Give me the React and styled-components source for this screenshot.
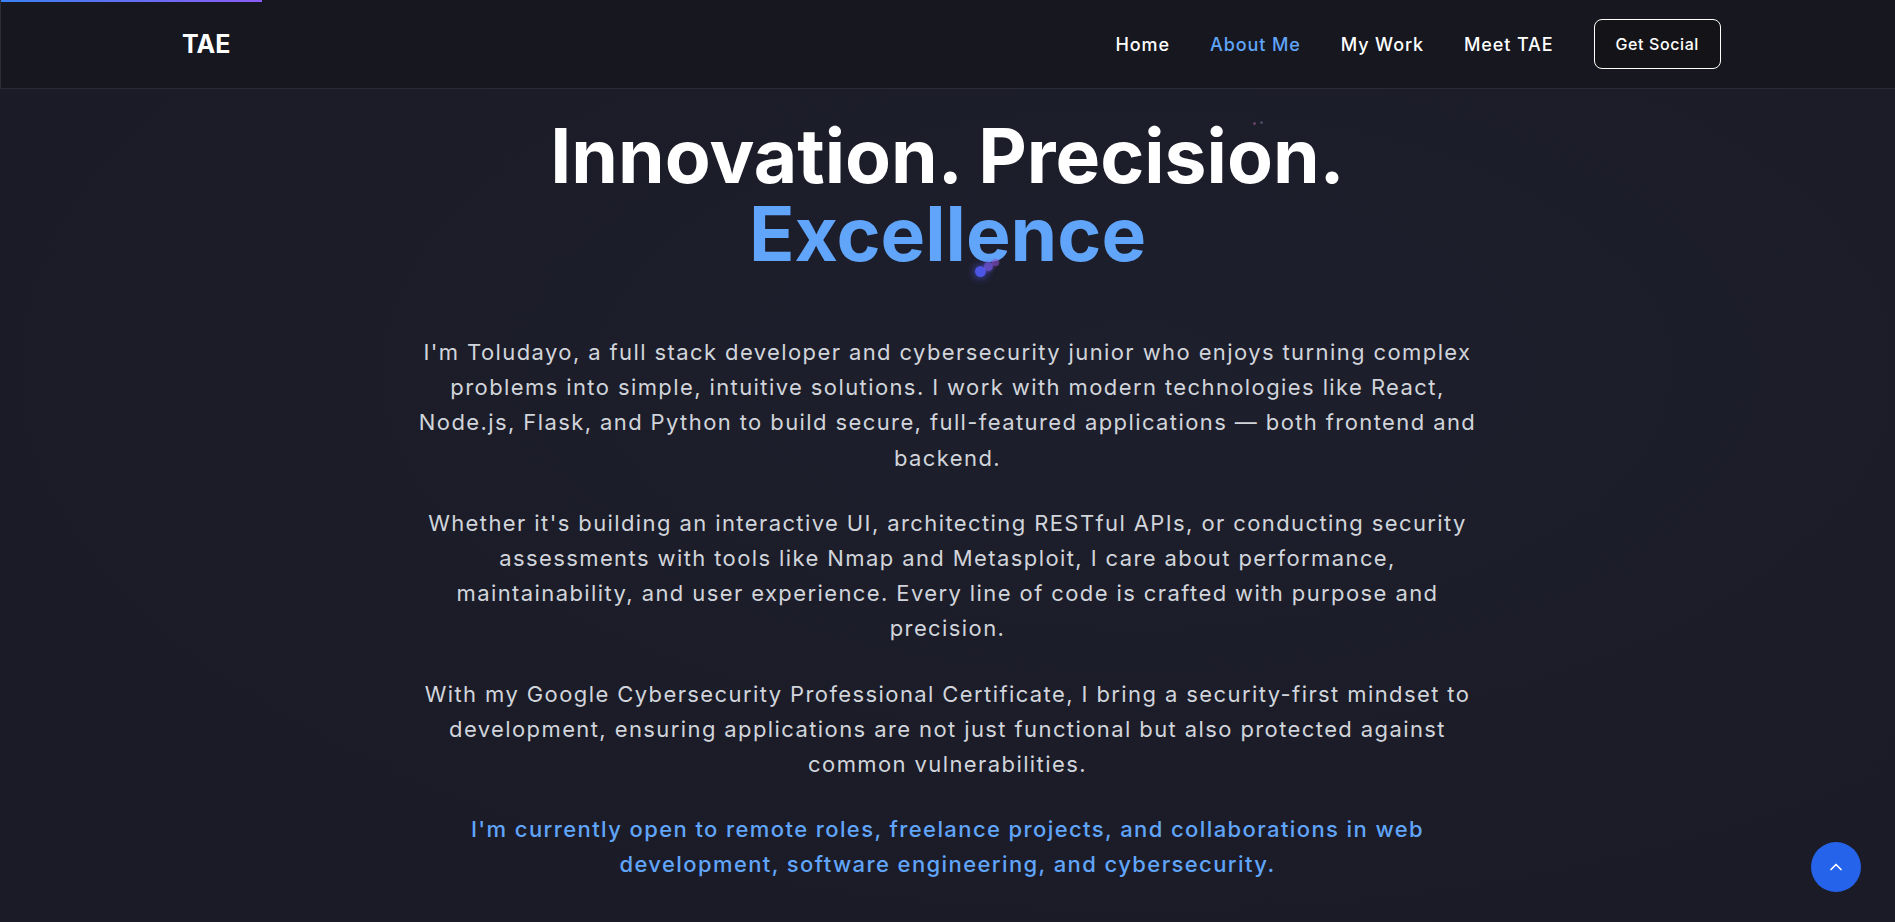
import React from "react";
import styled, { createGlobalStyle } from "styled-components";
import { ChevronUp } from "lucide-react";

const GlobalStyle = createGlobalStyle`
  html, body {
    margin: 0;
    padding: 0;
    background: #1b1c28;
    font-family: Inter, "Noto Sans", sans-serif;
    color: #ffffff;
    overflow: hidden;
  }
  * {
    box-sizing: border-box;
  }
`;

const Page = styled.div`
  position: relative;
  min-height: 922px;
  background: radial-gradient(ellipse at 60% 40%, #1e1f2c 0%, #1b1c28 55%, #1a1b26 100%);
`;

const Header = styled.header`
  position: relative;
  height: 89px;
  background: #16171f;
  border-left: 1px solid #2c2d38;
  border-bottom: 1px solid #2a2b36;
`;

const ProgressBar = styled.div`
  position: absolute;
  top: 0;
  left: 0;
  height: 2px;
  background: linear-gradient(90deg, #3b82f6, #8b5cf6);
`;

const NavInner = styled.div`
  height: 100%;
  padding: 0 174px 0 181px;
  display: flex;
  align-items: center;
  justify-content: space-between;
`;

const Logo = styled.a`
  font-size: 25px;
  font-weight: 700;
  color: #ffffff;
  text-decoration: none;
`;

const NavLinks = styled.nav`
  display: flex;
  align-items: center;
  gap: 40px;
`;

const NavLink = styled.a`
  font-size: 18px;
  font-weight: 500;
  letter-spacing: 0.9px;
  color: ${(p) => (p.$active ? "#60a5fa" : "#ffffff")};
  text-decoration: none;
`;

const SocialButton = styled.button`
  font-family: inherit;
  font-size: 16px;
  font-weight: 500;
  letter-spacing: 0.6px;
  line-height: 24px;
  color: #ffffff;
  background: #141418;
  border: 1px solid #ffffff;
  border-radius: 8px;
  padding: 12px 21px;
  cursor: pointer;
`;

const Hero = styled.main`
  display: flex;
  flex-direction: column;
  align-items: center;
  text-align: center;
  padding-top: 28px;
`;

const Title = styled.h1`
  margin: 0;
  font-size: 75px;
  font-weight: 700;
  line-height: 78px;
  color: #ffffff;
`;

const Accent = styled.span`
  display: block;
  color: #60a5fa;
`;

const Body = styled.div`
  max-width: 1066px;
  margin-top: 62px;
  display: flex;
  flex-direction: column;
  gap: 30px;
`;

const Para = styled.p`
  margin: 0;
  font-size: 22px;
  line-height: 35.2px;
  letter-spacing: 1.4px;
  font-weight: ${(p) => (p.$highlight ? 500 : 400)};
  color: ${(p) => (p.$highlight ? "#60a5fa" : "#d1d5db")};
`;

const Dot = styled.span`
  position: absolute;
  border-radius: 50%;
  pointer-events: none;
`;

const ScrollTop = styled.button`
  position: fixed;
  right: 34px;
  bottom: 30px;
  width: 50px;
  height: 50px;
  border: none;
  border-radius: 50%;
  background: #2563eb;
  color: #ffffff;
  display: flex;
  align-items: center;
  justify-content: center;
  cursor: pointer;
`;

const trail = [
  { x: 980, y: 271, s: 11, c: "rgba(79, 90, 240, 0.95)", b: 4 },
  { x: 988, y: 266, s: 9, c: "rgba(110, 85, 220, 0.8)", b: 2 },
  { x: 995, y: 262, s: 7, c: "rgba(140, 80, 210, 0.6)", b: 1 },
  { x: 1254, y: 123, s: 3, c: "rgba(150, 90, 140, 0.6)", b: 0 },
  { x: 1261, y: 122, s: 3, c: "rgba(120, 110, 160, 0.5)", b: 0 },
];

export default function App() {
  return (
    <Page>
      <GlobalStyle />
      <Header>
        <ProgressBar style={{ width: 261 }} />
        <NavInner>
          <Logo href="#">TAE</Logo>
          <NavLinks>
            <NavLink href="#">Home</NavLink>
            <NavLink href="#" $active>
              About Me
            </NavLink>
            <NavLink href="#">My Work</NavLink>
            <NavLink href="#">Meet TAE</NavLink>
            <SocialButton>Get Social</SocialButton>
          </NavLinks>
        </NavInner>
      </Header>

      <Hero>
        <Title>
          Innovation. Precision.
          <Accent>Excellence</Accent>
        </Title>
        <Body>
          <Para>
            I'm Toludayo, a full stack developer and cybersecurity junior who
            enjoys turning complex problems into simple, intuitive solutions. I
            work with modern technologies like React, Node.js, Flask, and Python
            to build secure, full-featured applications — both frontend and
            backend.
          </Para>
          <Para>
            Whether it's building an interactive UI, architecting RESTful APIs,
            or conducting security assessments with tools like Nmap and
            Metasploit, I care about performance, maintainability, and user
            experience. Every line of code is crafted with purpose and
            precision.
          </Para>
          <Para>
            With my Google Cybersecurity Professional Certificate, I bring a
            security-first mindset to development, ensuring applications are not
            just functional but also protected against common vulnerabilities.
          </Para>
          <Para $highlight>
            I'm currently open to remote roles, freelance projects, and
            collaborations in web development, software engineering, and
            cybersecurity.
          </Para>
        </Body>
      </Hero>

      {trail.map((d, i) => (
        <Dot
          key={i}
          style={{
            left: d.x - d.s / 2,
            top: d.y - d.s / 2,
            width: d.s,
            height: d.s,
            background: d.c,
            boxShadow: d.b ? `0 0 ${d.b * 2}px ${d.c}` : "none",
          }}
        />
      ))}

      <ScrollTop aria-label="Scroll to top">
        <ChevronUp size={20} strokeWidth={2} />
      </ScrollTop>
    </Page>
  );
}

====

Exclude every picture and copy the remaining data exactly.

THE ANSWER:
Give me the React and styled-components source for this screenshot.
import React from "react";
import styled, { createGlobalStyle } from "styled-components";
import { ChevronUp } from "lucide-react";

const GlobalStyle = createGlobalStyle`
  html, body {
    margin: 0;
    padding: 0;
    background: #1b1c28;
    font-family: Inter, "Noto Sans", sans-serif;
    color: #ffffff;
    overflow: hidden;
  }
  * {
    box-sizing: border-box;
  }
`;

const Page = styled.div`
  position: relative;
  min-height: 922px;
  background: radial-gradient(ellipse at 60% 40%, #1e1f2c 0%, #1b1c28 55%, #1a1b26 100%);
`;

const Header = styled.header`
  position: relative;
  height: 89px;
  background: #16171f;
  border-left: 1px solid #2c2d38;
  border-bottom: 1px solid #2a2b36;
`;

const ProgressBar = styled.div`
  position: absolute;
  top: 0;
  left: 0;
  height: 2px;
  background: linear-gradient(90deg, #3b82f6, #8b5cf6);
`;

const NavInner = styled.div`
  height: 100%;
  padding: 0 174px 0 181px;
  display: flex;
  align-items: center;
  justify-content: space-between;
`;

const Logo = styled.a`
  font-size: 25px;
  font-weight: 700;
  color: #ffffff;
  text-decoration: none;
`;

const NavLinks = styled.nav`
  display: flex;
  align-items: center;
  gap: 40px;
`;

const NavLink = styled.a`
  font-size: 18px;
  font-weight: 500;
  letter-spacing: 0.9px;
  color: ${(p) => (p.$active ? "#60a5fa" : "#ffffff")};
  text-decoration: none;
`;

const SocialButton = styled.button`
  font-family: inherit;
  font-size: 16px;
  font-weight: 500;
  letter-spacing: 0.6px;
  line-height: 24px;
  color: #ffffff;
  background: #141418;
  border: 1px solid #ffffff;
  border-radius: 8px;
  padding: 12px 21px;
  cursor: pointer;
`;

const Hero = styled.main`
  display: flex;
  flex-direction: column;
  align-items: center;
  text-align: center;
  padding-top: 28px;
`;

const Title = styled.h1`
  margin: 0;
  font-size: 75px;
  font-weight: 700;
  line-height: 78px;
  color: #ffffff;
`;

const Accent = styled.span`
  display: block;
  color: #60a5fa;
`;

const Body = styled.div`
  max-width: 1066px;
  margin-top: 62px;
  display: flex;
  flex-direction: column;
  gap: 30px;
`;

const Para = styled.p`
  margin: 0;
  font-size: 22px;
  line-height: 35.2px;
  letter-spacing: 1.4px;
  font-weight: ${(p) => (p.$highlight ? 500 : 400)};
  color: ${(p) => (p.$highlight ? "#60a5fa" : "#d1d5db")};
`;

const Dot = styled.span`
  position: absolute;
  border-radius: 50%;
  pointer-events: none;
`;

const ScrollTop = styled.button`
  position: fixed;
  right: 34px;
  bottom: 30px;
  width: 50px;
  height: 50px;
  border: none;
  border-radius: 50%;
  background: #2563eb;
  color: #ffffff;
  display: flex;
  align-items: center;
  justify-content: center;
  cursor: pointer;
`;

const trail = [
  { x: 980, y: 271, s: 11, c: "rgba(79, 90, 240, 0.95)", b: 4 },
  { x: 988, y: 266, s: 9, c: "rgba(110, 85, 220, 0.8)", b: 2 },
  { x: 995, y: 262, s: 7, c: "rgba(140, 80, 210, 0.6)", b: 1 },
  { x: 1254, y: 123, s: 3, c: "rgba(150, 90, 140, 0.6)", b: 0 },
  { x: 1261, y: 122, s: 3, c: "rgba(120, 110, 160, 0.5)", b: 0 },
];

export default function App() {
  return (
    <Page>
      <GlobalStyle />
      <Header>
        <ProgressBar style={{ width: 261 }} />
        <NavInner>
          <Logo href="#">TAE</Logo>
          <NavLinks>
            <NavLink href="#">Home</NavLink>
            <NavLink href="#" $active>
              About Me
            </NavLink>
            <NavLink href="#">My Work</NavLink>
            <NavLink href="#">Meet TAE</NavLink>
            <SocialButton>Get Social</SocialButton>
          </NavLinks>
        </NavInner>
      </Header>

      <Hero>
        <Title>
          Innovation. Precision.
          <Accent>Excellence</Accent>
        </Title>
        <Body>
          <Para>
            I'm Toludayo, a full stack developer and cybersecurity junior who
            enjoys turning complex problems into simple, intuitive solutions. I
            work with modern technologies like React, Node.js, Flask, and Python
            to build secure, full-featured applications — both frontend and
            backend.
          </Para>
          <Para>
            Whether it's building an interactive UI, architecting RESTful APIs,
            or conducting security assessments with tools like Nmap and
            Metasploit, I care about performance, maintainability, and user
            experience. Every line of code is crafted with purpose and
            precision.
          </Para>
          <Para>
            With my Google Cybersecurity Professional Certificate, I bring a
            security-first mindset to development, ensuring applications are not
            just functional but also protected against common vulnerabilities.
          </Para>
          <Para $highlight>
            I'm currently open to remote roles, freelance projects, and
            collaborations in web development, software engineering, and
            cybersecurity.
          </Para>
        </Body>
      </Hero>

      {trail.map((d, i) => (
        <Dot
          key={i}
          style={{
            left: d.x - d.s / 2,
            top: d.y - d.s / 2,
            width: d.s,
            height: d.s,
            background: d.c,
            boxShadow: d.b ? `0 0 ${d.b * 2}px ${d.c}` : "none",
          }}
        />
      ))}

      <ScrollTop aria-label="Scroll to top">
        <ChevronUp size={20} strokeWidth={2} />
      </ScrollTop>
    </Page>
  );
}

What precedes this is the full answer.